11. GOVERNING LAW AND VENUE: This agreement shall be governed and construed in accordance with the laws State of New York. Buyer submits to the jurisdiction of the State of New York and consents that any disputes arising out of this Agreement shall be exclusively venued in to Federal or state courts for Westchester County, New York.
12. EXPORT CONTROLS: Buyer shall comply with the export laws and regulations of the United States and other applicable jurisdictions with regard to Products and labor. Buyer agrees it shall not export or enter into an agreement for the export any goods from Seller to any prohibited or embargoed country or to any denied, blocked or restricted person or entity including those so designated by the US Dept. of Commerce or Treasury.

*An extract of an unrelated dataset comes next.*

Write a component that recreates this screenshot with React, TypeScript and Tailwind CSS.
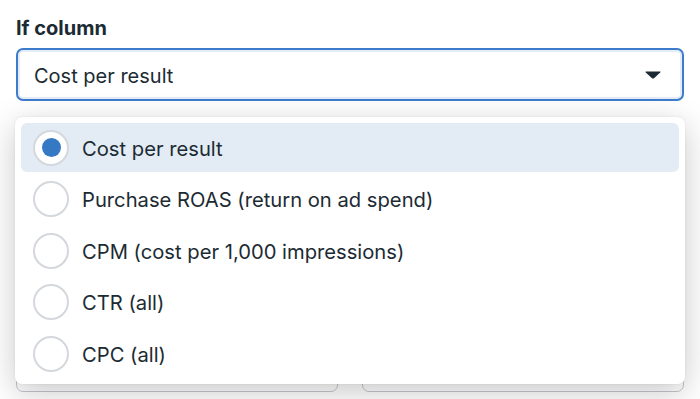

13. MISCELLANEOUS: In the event that any provision of this Agreement is held invalid by the final judgment of any court of competent jurisdiction, the remaining provisions shall remain in full force and effect as if such invalid provision had not been included herein. The waiver or failure of either party to enforce the terms of this Agreement in one or multiple instances shall not constitute a waiver of that party’s rights under this Agreement with respect to other violations. The titles and headings used herein are for convenience only and do not constitute any part of this Agreement. Those sections of this Agreement, which by their nature are intended to survive, shall survive termination of this Agreement. The prevailing party may recover their attorney fees and reasonable out-of-pocket expenses.